Sushila, a domestic worker, asked: “What about those who fall in love? Where will they go? They will elope and get married. They won’t wait till they turn 21. The government cannot tell them they cannot marry till they are 21.” If the government was really concerned about women, she said, it should take steps to make the environment safer for young girls. She told Frontline : “We do not let our young girls go out on their own whether in the cities or in the village. We fear for their safety. What has the government done for poor people that they should listen to them? We cannot survive with the income of our menfolk, which itself is not certain. During the lockdown there was no work. We survived only because of domestic work. Our children have to work early on once they attain puberty. There is no other way.”

Sushila’s daughters and daughters-in-law are all domestic workers, married off within a year or two after they attained puberty. A migrant from Bihar, Sushila has worked as a domestic worker for 20 years, living in vacant plots of agricultural land in Ghaziabad in western Uttar Pradesh.

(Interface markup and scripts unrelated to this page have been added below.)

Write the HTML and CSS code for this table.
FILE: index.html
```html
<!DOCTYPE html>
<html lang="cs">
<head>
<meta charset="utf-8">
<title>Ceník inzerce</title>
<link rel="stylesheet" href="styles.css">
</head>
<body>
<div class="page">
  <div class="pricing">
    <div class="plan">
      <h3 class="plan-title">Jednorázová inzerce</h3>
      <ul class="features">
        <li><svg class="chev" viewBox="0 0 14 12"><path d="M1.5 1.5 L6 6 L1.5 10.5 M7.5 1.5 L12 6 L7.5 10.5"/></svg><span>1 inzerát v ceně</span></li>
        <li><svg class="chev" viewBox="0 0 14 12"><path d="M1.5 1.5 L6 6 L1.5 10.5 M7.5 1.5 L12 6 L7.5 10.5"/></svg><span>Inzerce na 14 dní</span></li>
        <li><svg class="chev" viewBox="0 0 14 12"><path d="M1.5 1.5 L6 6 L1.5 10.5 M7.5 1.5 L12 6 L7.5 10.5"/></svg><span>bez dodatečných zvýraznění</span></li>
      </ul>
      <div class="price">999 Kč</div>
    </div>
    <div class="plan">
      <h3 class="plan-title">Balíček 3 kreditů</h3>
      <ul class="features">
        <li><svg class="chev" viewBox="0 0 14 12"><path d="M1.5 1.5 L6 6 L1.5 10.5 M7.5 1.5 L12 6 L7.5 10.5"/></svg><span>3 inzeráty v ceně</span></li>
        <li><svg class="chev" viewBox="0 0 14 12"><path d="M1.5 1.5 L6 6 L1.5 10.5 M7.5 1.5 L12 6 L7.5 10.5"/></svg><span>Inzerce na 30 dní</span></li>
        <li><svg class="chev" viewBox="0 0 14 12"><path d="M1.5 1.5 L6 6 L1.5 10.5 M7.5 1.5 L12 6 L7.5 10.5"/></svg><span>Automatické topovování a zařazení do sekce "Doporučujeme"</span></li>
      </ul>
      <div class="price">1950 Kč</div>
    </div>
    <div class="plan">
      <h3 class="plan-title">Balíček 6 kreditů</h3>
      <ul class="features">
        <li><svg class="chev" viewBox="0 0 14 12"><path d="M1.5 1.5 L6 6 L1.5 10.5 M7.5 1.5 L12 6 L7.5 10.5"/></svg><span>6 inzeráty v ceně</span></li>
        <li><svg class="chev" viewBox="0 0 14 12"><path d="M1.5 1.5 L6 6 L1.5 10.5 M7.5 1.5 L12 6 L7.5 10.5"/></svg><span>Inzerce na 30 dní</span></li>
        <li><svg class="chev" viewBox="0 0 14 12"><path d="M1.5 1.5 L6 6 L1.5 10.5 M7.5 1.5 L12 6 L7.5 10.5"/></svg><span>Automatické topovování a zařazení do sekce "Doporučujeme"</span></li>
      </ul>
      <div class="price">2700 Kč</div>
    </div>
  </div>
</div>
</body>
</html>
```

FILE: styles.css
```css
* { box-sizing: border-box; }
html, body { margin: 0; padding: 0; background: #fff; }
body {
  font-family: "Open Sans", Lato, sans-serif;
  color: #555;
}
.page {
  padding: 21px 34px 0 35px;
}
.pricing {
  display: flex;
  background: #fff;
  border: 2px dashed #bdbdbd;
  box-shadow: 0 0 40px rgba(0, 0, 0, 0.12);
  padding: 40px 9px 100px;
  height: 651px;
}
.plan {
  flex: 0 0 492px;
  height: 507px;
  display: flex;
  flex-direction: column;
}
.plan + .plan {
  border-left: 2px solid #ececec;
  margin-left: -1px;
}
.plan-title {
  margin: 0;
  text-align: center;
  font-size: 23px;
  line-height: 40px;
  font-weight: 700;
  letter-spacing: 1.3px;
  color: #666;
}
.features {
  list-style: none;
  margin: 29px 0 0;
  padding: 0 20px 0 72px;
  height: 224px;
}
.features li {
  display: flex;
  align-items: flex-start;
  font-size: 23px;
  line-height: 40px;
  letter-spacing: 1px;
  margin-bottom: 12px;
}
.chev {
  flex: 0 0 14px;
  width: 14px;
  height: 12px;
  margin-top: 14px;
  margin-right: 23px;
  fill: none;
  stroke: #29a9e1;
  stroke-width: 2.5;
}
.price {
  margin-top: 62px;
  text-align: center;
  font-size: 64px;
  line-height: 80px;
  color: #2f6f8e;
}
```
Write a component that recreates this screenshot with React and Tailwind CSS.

The concerns of Sushila and others like her are valid. Their needs go beyond the tokenism of increasing the age of marriage which they say will end up further persecuting youngsters and their families. Violations of the PCMA will entail rigorous imprisonment of up to two years for men accompanied with a fine of up to Rs. 1 lakh. The problem is not with Sushila and other working-class women. They easily see through the chimera of a law that is cosmetic at best but encompasses punitive measures for its violation.